Finding the music has been something of a treasure hunt crossed with an episode of “American Pickers” that has taken him across the state to attics, basements and anywhere else where old cassettes or records may have been stashed away from college or high school days.
He has put a lot of miles, traveling to track down these “lost sounds.” For example, he traveled from Havre to Hardin to track down a 45 RPM of the Frantics; he also trekked to Pullman, Washington, to get a reel-to-reel copy of a Vulcans recording.
“If you want it, you have to go get it,” Martens said.
His own journey began with finding a copy of a Montana band, Initial Shock. The radio station where he DJed, KBGA, had a collection of local or state bands that went back to the mid-1990s, and that got him thinking: What about music made before then?
So, he set out trying to fill in missing records – a project that would later evolve into his record label, Lost Sounds Montana.
“It was yet to be uncovered,” Martens said of unearthing Montana’s contribution to rock and popular music. “It was all there, but no one had collected or put it out.”
There was no Internet, no home recording equipment and no digital MP3 files.
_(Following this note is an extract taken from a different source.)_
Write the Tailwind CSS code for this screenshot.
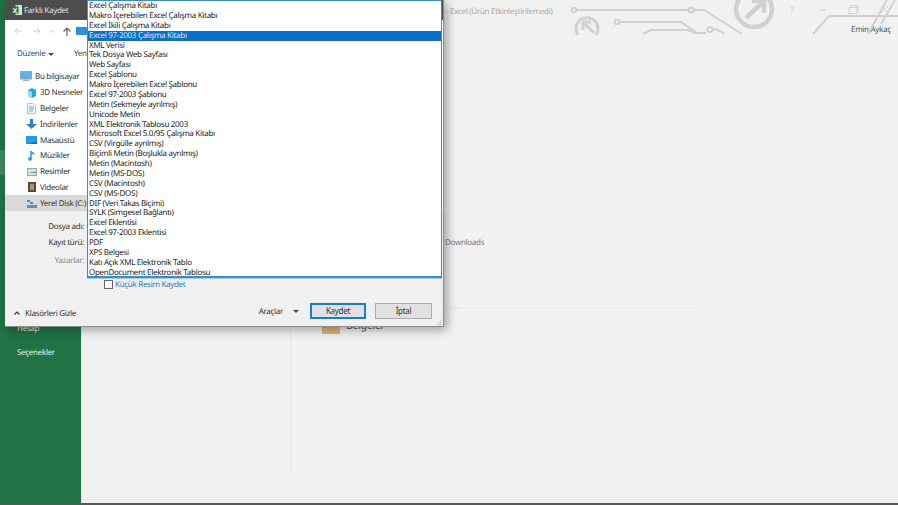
<!DOCTYPE html>
<html lang="tr">
<head>
<meta charset="utf-8">
<script src="https://cdn.jsdelivr.net/npm/@tailwindcss/browser@4"></script>
<title>Farklı Kaydet</title>
</head>
<body class="m-0 overflow-hidden bg-[#f1f1f1] font-['Noto_Sans',sans-serif] text-[8px] tracking-[-0.3px] [text-rendering:geometricPrecision]">
<div class="relative flex flex-col w-[898px] h-[505px] overflow-hidden">
  <div class="flex flex-1 min-h-0">
    <aside class="relative flex flex-col w-[81px] bg-[#217346] text-[#e6efe9] shrink-0">
      <div class="mt-[150px] h-[25px] w-full bg-[#3f8a5e]"></div>
      <div class="mt-[148px] pl-[17px] leading-[12px]">Hesap</div>
      <div class="mt-[12px] pl-[17px] leading-[12px]">Seçenekler</div>
    </aside>
    <main class="relative flex-1 flex flex-col min-w-0 border-l border-[#e6e6e6]">
      <div class="flex h-[60px] items-start">
        <span class="ml-[364px] mt-[6px] leading-[12px] text-[#a9a9a9] whitespace-nowrap">- Excel (Ürün Etkinleştirilemedi)</span>
        <span class="absolute left-[769px] top-[24px] leading-[12px] text-[#555] whitespace-nowrap">Emin Aykaç</span>
      </div>
      <div class="ml-[363px] mt-[176px] pt-[1px] leading-[12px] text-[#7a7a7a]">Downloads</div>
      <div class="flex flex-1 min-h-0">
        <div class="ml-[208px] mt-[59px] w-px h-[168px] bg-[#e8e8e8]"></div>
        <div class="flex flex-col w-[406px] mt-[59px]">
          <div class="h-px w-full bg-[#e8e8e8]"></div>
          <div class="flex items-start gap-[6px] mt-[17px] ml-[31px]">
            <div class="w-[18px] h-[8px] bg-[#dcb877]"></div>
            <span class="text-[10.5px] leading-[14px] text-[#555] -mt-[7px]">Belgeler</span>
          </div>
        </div>
      </div>
    </main>
    <svg class="absolute left-0 top-0 pointer-events-none" width="898" height="60" viewBox="0 0 898 60" fill="none" stroke="#d0d0d0" stroke-width="2">
      <circle cx="574" cy="10" r="2.3"/>
      <path d="M577 10H704L742 34"/>
      <circle cx="691" cy="10" r="2.6" fill="#f1f1f1"/>
      <circle cx="617" cy="22" r="2.3"/>
      <path d="M620 22H681L697 33"/>
      <path d="M643 34L651 30H688L694 33H706"/>
      <circle cx="710" cy="29.5" r="2.6" fill="#f1f1f1"/>
      <path d="M713 29.5H717L725 34"/>
      <path d="M578 35A11 11 0 1 1 596 35" stroke-width="3"/>
      <path d="M583 22L594 33M583 22V30M583 22H591" stroke-width="3"/>
      <circle cx="754" cy="9" r="18" stroke-width="4.5"/>
      <path d="M746 18L763 2M752 1H764V13" stroke-width="4.5"/>
      <path d="M813 34L829 16H898" stroke-width="2"/>
      <path d="M868 34L887 0M881 24L895 0" stroke-width="2"/>
      <path d="M819 10H826" stroke-width="1"/>
      <path d="M849 7.500H857V13.500H849ZM851 7.500V5.500H858V11.500" stroke-width="1"/>
      <path d="M881 6L888 13M888 6L881 13" stroke-width="1"/>
      <text x="790" y="13" fill="#d0d0d0" stroke="none" font-size="9">?</text>
    </svg>
  </div>
  <div class="h-[2px] bg-[#595959] shrink-0"></div>

  <section class="absolute left-[5px] top-0 w-[439px] h-[327px] flex flex-col bg-[#f0f0f0] border-r border-b border-[#8c8c8c] shadow-[3px_3px_10px_rgba(0,0,0,0.35)] text-[#333]">
    <header class="flex items-center h-[20px] bg-[#4d4d4d] text-[#e0e0e0] shrink-0">
      <svg class="ml-[7px]" width="10" height="10" viewBox="0 0 10 10"><rect width="6.500" height="10" x="3.500" fill="#cfe3d6"/><rect y="1.500" width="6.500" height="7" fill="#217346"/><text x="0.800" y="7.500" font-size="6.500" font-weight="700" fill="#fff">X</text></svg>
      <span class="ml-[2px] pt-[1px]">Farklı Kaydet</span>
    </header>
    <div class="flex items-center h-[22px] bg-white shrink-0 pl-[9px]">
      <svg width="8" height="8" viewBox="0 0 8 8" fill="none" stroke="#cfcfcf" stroke-width="1"><path d="M8 4H1M4 1L1 4L4 7"/></svg>
      <svg class="ml-[11px]" width="8" height="8" viewBox="0 0 8 8" fill="none" stroke="#cfcfcf" stroke-width="1"><path d="M0 4H7M4 1L7 4L4 7"/></svg>
      <svg class="ml-[9px]" width="5" height="3" viewBox="0 0 5 3" fill="none" stroke="#cfcfcf"><path d="M0.500 0.500L2.500 2.500L4.500 0.500"/></svg>
      <svg class="ml-[8px]" width="8" height="9" viewBox="0 0 8 9" fill="none" stroke="#666" stroke-width="1.200"><path d="M4 9V1M0.500 4.500L4 1L7.500 4.500"/></svg>
      <div class="w-[11px] h-[8px] bg-[#2b8fe3] ml-[5px]"></div>
    </div>
    <div class="flex items-center h-[24px] bg-white shrink-0 pl-[12px] text-[#2f4f6f]">
      <span class="w-[29px]">Düzenle</span>
      <svg class="ml-[2px]" width="6" height="3" viewBox="0 0 6 3"><path d="M0 0H6L3 3Z" fill="#2f4f6f"/></svg>
      <span class="ml-[20px]">Yeni</span>
    </div>
    <div class="bg-white h-[145px] shrink-0"></div>
    <div class="absolute left-0 top-[69px] w-[82px] flex flex-col text-[#333] [&>div>span:last-child]:pt-[1px]">
      <div class="flex items-center h-[15.800px] pl-[15px] gap-[3px] whitespace-nowrap"><svg width="12" height="11" viewBox="0 0 12 11"><rect x="0.500" y="0.500" width="11" height="7.500" fill="#5fb4e6" stroke="#8aa9c0"/><rect x="3" y="8.500" width="6" height="1.500" fill="#9fb2bf"/></svg><span>Bu bilgisayar</span></div>
      <div class="flex items-center h-[15.800px] pl-[21px] gap-[3px] whitespace-nowrap"><span class="flex justify-center w-[11px]"><svg width="10" height="10" viewBox="0 0 10 10"><path d="M1 2L5 0L9 2V8L5 10L1 8Z" fill="#29a3dd"/><path d="M1 2L5 4V10L1 8Z" fill="#8fd6f2"/></svg></span><span>3D Nesneler</span></div>
      <div class="flex items-center h-[15.800px] pl-[21px] gap-[3px] whitespace-nowrap"><span class="flex justify-center w-[11px]"><svg width="9" height="11" viewBox="0 0 9 11"><path d="M0.500 0.500H6L8.500 3V10.500H0.500Z" fill="#f4f6f8" stroke="#b4bcc4"/><path d="M2 4H7M2 6H7M2 8H6" stroke="#6fa8d6"/></svg></span><span>Belgeler</span></div>
      <div class="flex items-center h-[15.800px] pl-[21px] gap-[3px] whitespace-nowrap"><span class="flex justify-center w-[11px]"><svg width="11" height="10" viewBox="0 0 11 10"><path d="M4 0H7V5H11L5.500 10L0 5H4Z" fill="#2b7fd6"/></svg></span><span>İndirilenler</span></div>
      <div class="flex items-center h-[15.800px] pl-[21px] gap-[3px] whitespace-nowrap"><span class="flex justify-center w-[11px]"><svg width="11" height="8" viewBox="0 0 11 8"><rect width="11" height="8" fill="#1f9be8"/><path d="M3 8H11V5Z" fill="#0d72c2"/></svg></span><span>Masaüstü</span></div>
      <div class="flex items-center h-[15.800px] pl-[21px] gap-[3px] whitespace-nowrap"><span class="flex justify-center w-[11px]"><svg width="8" height="11" viewBox="0 0 8 11"><path d="M3 1V8.500" stroke="#1f9be8" stroke-width="1.500"/><path d="M3 1C5 2 7 3 6.500 6C6 4 4.500 4 3.500 3.500Z" fill="#1f9be8"/><ellipse cx="2" cy="9" rx="2" ry="1.700" fill="#1f9be8"/></svg></span><span>Müzikler</span></div>
      <div class="flex items-center h-[15.800px] pl-[21px] gap-[3px] whitespace-nowrap"><span class="flex justify-center w-[11px]"><svg width="10" height="8" viewBox="0 0 10 8"><rect x="0.500" y="0.500" width="9" height="7" fill="#dbe2e6" stroke="#9aa5ac"/><path d="M1 5L9 3.500V5H1Z" fill="#5f9a7c"/></svg></span><span>Resimler</span></div>
      <div class="flex items-center h-[15.800px] pl-[21px] gap-[3px] whitespace-nowrap"><span class="flex justify-center w-[11px]"><svg width="8" height="10" viewBox="0 0 8 10"><rect width="8" height="10" fill="#4a4f55"/><rect x="2" y="2" width="4" height="6" fill="#c7923f"/></svg></span><span>Videolar</span></div>
      <div class="flex items-center h-[16px] pl-[21px] gap-[3px] whitespace-nowrap bg-[#d9d9d9]"><span class="flex justify-center w-[11px]"><svg width="10" height="9" viewBox="0 0 10 9"><rect y="6" width="10" height="3" fill="#7f8a8f"/><rect x="0" y="1" width="3" height="2" fill="#2b8fe3"/><rect x="3" y="3" width="3" height="2" fill="#2b8fe3"/></svg></span><span>Yerel Disk (C:)</span></div>
    </div>
    <div class="flex flex-col flex-1 min-h-0">
      <div class="flex flex-col flex-1 pl-[9px]">
        <div class="flex justify-end w-[70px] mt-[10px] leading-[12px]">Dosya adı:</div>
        <div class="flex justify-end w-[70px] mt-[4px] leading-[12px]">Kayıt türü:</div>
        <div class="flex justify-end w-[70px] mt-[6px] leading-[12px] text-[#8a8a8a]">Yazarlar:</div>
        <div class="flex items-center ml-[90px] mt-[11px] h-[12px] gap-[2px] text-[#2a7cc7]">
          <span class="w-[9px] h-[9px] border border-[#666] bg-white block"></span>
          <span class="pt-[1px]">Küçük Resim Kaydet</span>
        </div>
      </div>
      <footer class="relative flex items-center h-[24px] mb-[3px] shrink-0">
        <div class="flex items-center mt-[4px]">
          <svg class="ml-[9px]" width="6" height="4" viewBox="0 0 6 4" fill="none" stroke="#333" stroke-width="1.200"><path d="M0.500 3.500L3 1L5.500 3.500"/></svg>
          <span class="ml-[5px] pt-[1px]">Klasörleri Gizle</span>
        </div>
        <div class="ml-auto flex items-center">
          <span class="pt-[1px]">Araçlar</span>
          <svg class="ml-[10px]" width="6" height="3" viewBox="0 0 6 3"><path d="M0 0H6L3 3Z" fill="#444"/></svg>
          <button class="ml-[11px] w-[56px] h-[16px] bg-[#e1e1e1] border-2 border-[#0f7fd8] text-[#333] leading-[12px]">Kaydet</button>
          <button class="ml-[9px] mr-[11px] w-[57px] h-[16px] bg-[#e1e1e1] border border-[#adadad] text-[#333] leading-[12px]">İptal</button>
        </div>
        <svg class="absolute right-[1px] bottom-[-2px]" width="5" height="5" viewBox="0 0 5 5" fill="#b5b5b5"><rect x="3" y="0" width="1" height="1"/><rect x="1.500" y="2" width="1" height="1"/><rect x="3" y="2" width="1" height="1"/><rect x="0" y="4" width="1" height="1"/><rect x="1.500" y="4" width="1" height="1"/><rect x="3" y="4" width="1" height="1"/></svg>
      </footer>
    </div>
    <ul class="absolute left-[82px] top-0 w-[355px] h-[278px] bg-white border border-[#2f8fd8] border-b-2 text-[#222] m-0 p-0 list-none leading-[10.875px] shadow-[0_1px_0_#a9cbe6]">
      <li class="h-[9.875px] pl-[1px] whitespace-nowrap">Excel Çalışma Kitabı</li>
      <li class="h-[9.875px] pl-[1px] whitespace-nowrap">Makro İçerebilen Excel Çalışma Kitabı</li>
      <li class="h-[9.875px] pl-[1px] whitespace-nowrap">Excel İkili Çalışma Kitabı</li>
      <li class="h-[9.875px] pl-[1px] whitespace-nowrap bg-[#0a6fc8] text-[#dbe9f5]">Excel 97-2003 Çalışma Kitabı</li>
      <li class="h-[9.875px] pl-[1px] whitespace-nowrap">XML Verisi</li>
      <li class="h-[9.875px] pl-[1px] whitespace-nowrap">Tek Dosya Web Sayfası</li>
      <li class="h-[9.875px] pl-[1px] whitespace-nowrap">Web Sayfası</li>
      <li class="h-[9.875px] pl-[1px] whitespace-nowrap">Excel Şablonu</li>
      <li class="h-[9.875px] pl-[1px] whitespace-nowrap">Makro İçerebilen Excel Şablonu</li>
      <li class="h-[9.875px] pl-[1px] whitespace-nowrap">Excel 97-2003 Şablonu</li>
      <li class="h-[9.875px] pl-[1px] whitespace-nowrap">Metin (Sekmeyle ayrılmış)</li>
      <li class="h-[9.875px] pl-[1px] whitespace-nowrap">Unicode Metin</li>
      <li class="h-[9.875px] pl-[1px] whitespace-nowrap">XML Elektronik Tablosu 2003</li>
      <li class="h-[9.875px] pl-[1px] whitespace-nowrap">Microsoft Excel 5.0/95 Çalışma Kitabı</li>
      <li class="h-[9.875px] pl-[1px] whitespace-nowrap">CSV (Virgülle ayrılmış)</li>
      <li class="h-[9.875px] pl-[1px] whitespace-nowrap">Biçimli Metin (Boşlukla ayrılmış)</li>
      <li class="h-[9.875px] pl-[1px] whitespace-nowrap">Metin (Macintosh)</li>
      <li class="h-[9.875px] pl-[1px] whitespace-nowrap">Metin (MS-DOS)</li>
      <li class="h-[9.875px] pl-[1px] whitespace-nowrap">CSV (Macintosh)</li>
      <li class="h-[9.875px] pl-[1px] whitespace-nowrap">CSV (MS-DOS)</li>
      <li class="h-[9.875px] pl-[1px] whitespace-nowrap">DIF (Veri Takas Biçimi)</li>
      <li class="h-[9.875px] pl-[1px] whitespace-nowrap">SYLK (Simgesel Bağlantı)</li>
      <li class="h-[9.875px] pl-[1px] whitespace-nowrap">Excel Eklentisi</li>
      <li class="h-[9.875px] pl-[1px] whitespace-nowrap">Excel 97-2003 Eklentisi</li>
      <li class="h-[9.875px] pl-[1px] whitespace-nowrap">PDF</li>
      <li class="h-[9.875px] pl-[1px] whitespace-nowrap">XPS Belgesi</li>
      <li class="h-[9.875px] pl-[1px] whitespace-nowrap">Katı Açık XML Elektronik Tablo</li>
      <li class="h-[9.875px] pl-[1px] whitespace-nowrap">OpenDocument Elektronik Tablosu</li>
    </ul>
  </section>
</div>
</body>
</html>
So, finding the music is a matter of records, recordings and the hope that somewhere during a live a show, some hit the “record” button – a concept that seems almost impossible to imagine today with an audience armed with cellphones and recorders.
A different kind of ‘Treasure State’
He’s also discovered a lot about the state that seems hard to imagine. Butte had a record company. Billings was once the epicenter of a Montana pop psychedelic music scene.
“The music scene was vibrant. But getting a band to record was hard. Some bands had a few live recordings, but not as many recorded,” Martens said. “Billings had such a scene. I didn’t expect it was a center for psychedelic rock.”
There was no Metra, but there was the Shrine Auditorium in Billings where popular, well-known bands played as well as local acts. One of the performers, Max Byfuglin, the lead singer of the popular band, The Frantics, told Martens that the bands used to be paid in silver dollars, which were collected at the door as admission fees. Byfuglin saved enough silver dollars to buy a convertible.
“It was a lot different scene,” Martens said.
He’s sent hundreds of emails and made out-of-the-blue phone calls to someone who just happened to know a guy who knows a guy, so to speak.
“Social media has actually helped a lot,” Martens said.
Martens said many of the artists and band members are surprised to hear from him, but happy.
“They are generally thrilled that someone cares about what they did,” Martens said. “At the same time, that was a long time ago and many of them had put it to bed.”
Many of those early Montana bands wanted to record – maybe even should have recorded, Martens said – but did not.
“So many times, I hear a version of ‘We wanted to record, but didn’t get around to it,’” Martens said.
Martens was instrumental in helping to release an EP of the Montana band, “Who Killed Society?” 30 years after it was recorded. It was made by legendary producer Steve Albini and marks the first time Albini engineered a record session.
Martens also discovered that a famous punk-rock band, The Pugs, had not just recorded in the late 1970s in Bozeman but had also made a film, “Here Come the Pugs,” which featured live footage and a soundtrack.
“It took cues from other scenes. It toes the line between punk and new wage,” Martens said.
As a kid growing up in what he thought was a musically isolated place, Havre really was a place visited by a lot of familiar names. Havre, it turns out, was one of the places where Montana’s second generation of pop music, including punk, was active.
“It’s fascinating being a Havrite and having so many Havre names on the record. I really didn’t expect that,” Martens said. “I have a soft spot for them.”
Some of the later recordings aren’t on vinyl but cassette. And Martens realizes that even some of those aren’t the best quality – being a copy of copy. But in some cases, someone’s favorite mixtape from college contains the only recording from some of these local bands.
“In certain cases, it’s frustrating, but it’s also admirable that we captured these songs before the bands broke up,” Martens said.
Martens doesn’t know how many future projects he has left, especially because tracking down the artists and the recording takes time away from his young family. He’s hoping that a country-western or bluegrass album is in the future.
“But I am not going to put things out that I don’t stand behind,” he said.